Taking the back route home

27th May 2011 – 5.14 pm

Fin's coming home. After being caught on the wrong side of a collapsing wormhole, being guided through some null-sec space, and settling in a class 5 w-space system for a night, there now exists a relatively safe path to bring our glorious leader back to our class 4 pulsar home. The route isn't even through our static wormhole but thanks to a K162 opening in to us from a class 2 w-space system, whose second static connection exits to high-sec empire space. Despite the convenience, the C2 may not be entirely safe to pass through as a Tengu strategic cruiser has been spotted there. I grab the bookmarks from our shared can and head out to reconnoitre.

There is indeed a Tengu in the C2 connecting to us, but he is sitting passively at a tower and doesn't look like he's going to move. The system is small enough that I can't get out of range of the Tengu's directional scanner, so I can't launch probes without potentially being seen, and I think it would be best if the first suspicion the Tengu had of visitors was when our Orca industrial command ship was warping across its system and almost home. Rather than scanning the C2 I simply check the exit wormhole to high-sec, finding it now to be reaching the end of its natural lifetime. I update my colleagues and then leave the system behind me, with nothing much else to do.

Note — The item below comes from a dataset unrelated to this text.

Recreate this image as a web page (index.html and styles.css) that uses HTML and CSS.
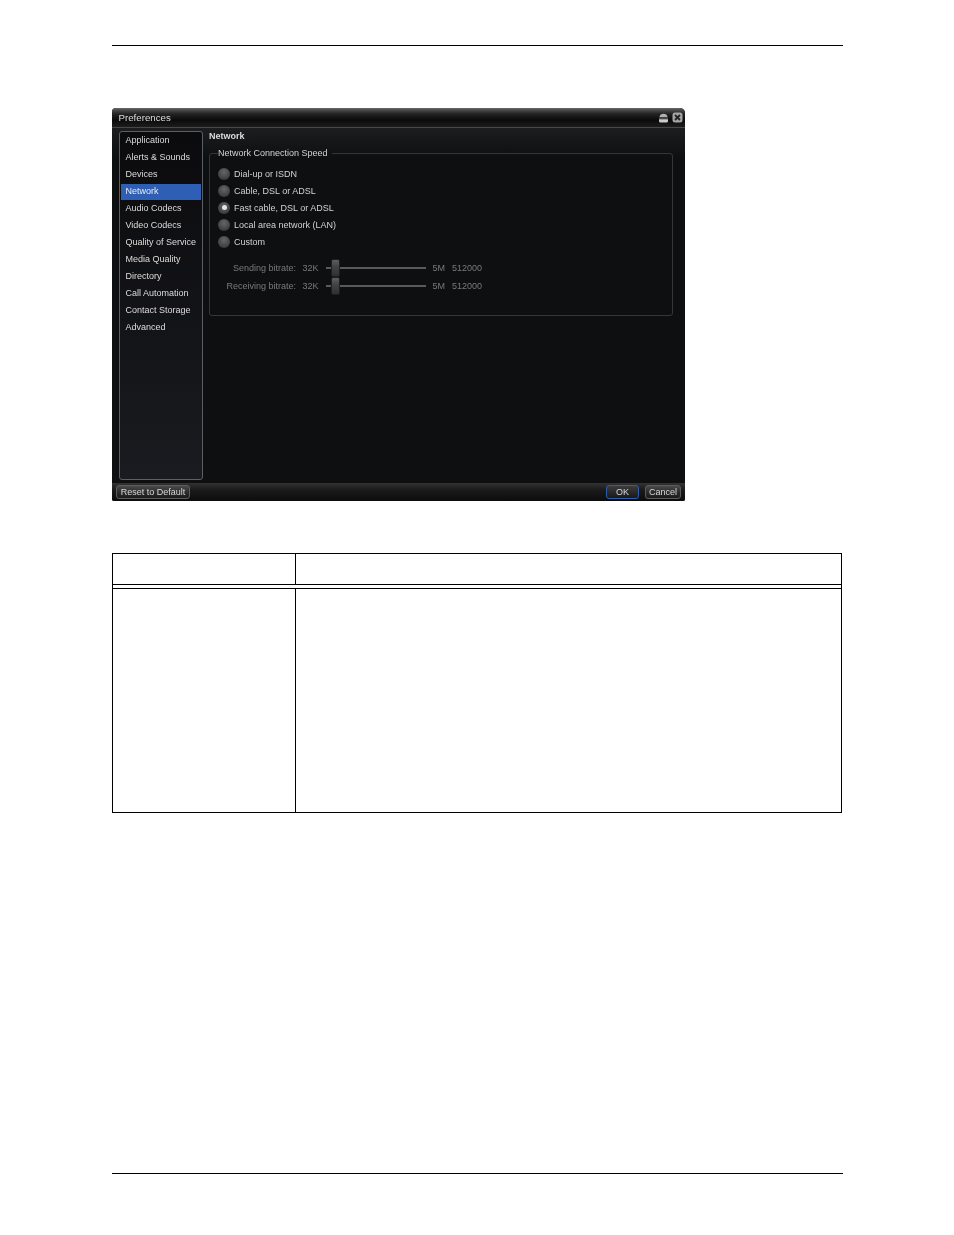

I have more options. Our own static wormhole has not been visited yet, giving me a class 3 w-space system to explore. Jumping in sees an Orca on d-scan, along with two towers, which I will locate. Opening the system map shows me just how easy finding the towers will be today, because the nine-planet system only has a total of four moons, and as towers can only be anchored to moons it rather limits the options. I don't bother spinning d-scan around looking for the towers, thinking it will be quicker to warp to each moon and use a process of elimination. Unsurprisingly, the Orca is unpiloted inside one of the towers' shields, making the system empty of other pilots, and I launch probes and scan.

A blanket scan of the C3 finds three anomalies, six signatures, and the Orca. I work through the few signatures systematically, resolving a wormhole, some mining sites, and a second wormhole. The first connection leads out to high-sec space, the other a K162 from class 5 w-space. I get the exit system first, jumping out to Lonetrek and a mere two hops from Jita, before delving deeper to w-space and jumping in to the C5. My notes show I've been here before, with one tower remaining in the same place and the other moved at some point in the past seven months. A Vulture command ship and a pod are at one of the towers, but as I warp to see if the ship is piloted my display corrupts and I need to force a reboot of my Buzzard covert operations boat.

Dust blown out of the systems, I am back on-line. And now the Vulture and pod have been joined by two Tengus, four Drake battlecruisers, a Chimera carrier, and a second pod. I suspect that the Buzzard's crash took my cloaking device off-line long enough for the locals to see me on d-scan, and that my presence is no longer a secret. Never the less, I warp to a distant planet, launch scanning probes, and blanket the system. Four anomalies are returned on the scan, along with the ships I know about and a bunch of signatures that I suspect are uninteresting, except for the already known static wormhole to the C3.

I warp back to the tower to see what the locals are up to, seeing the Chimera and one Tengu gone, and a Manticore stealth bomber now piloted, which moments later warps off towards the wormhole. There's not much I can do here for now either, even if my presence is still unknown, and as Mick and Fin are safely home and taking a break I think I'll do the same. I wait a couple of minutes for the Manticore to have hopefully cleared the wormhole before jumping back myself, and I get home unmolested. Time for some food.

  1. 2 Responses to “Taking the back route home”

  2. Scouting through 4-5 null systems and 3-4 class five systems in an Orca is fairly harrowing. So why is it that I felt safer then than I do now after losing several ships and fighting the urge to just spin in a tower somewhere...

    Sorry to be all emo in your comments page - must be a low point.

    *Fin runs off to make a note.*

    By Kename Fin on May 29, 2011

  3. Because in the Orca you were more in control of your destiny, but being stalked removes some freedom and purpose.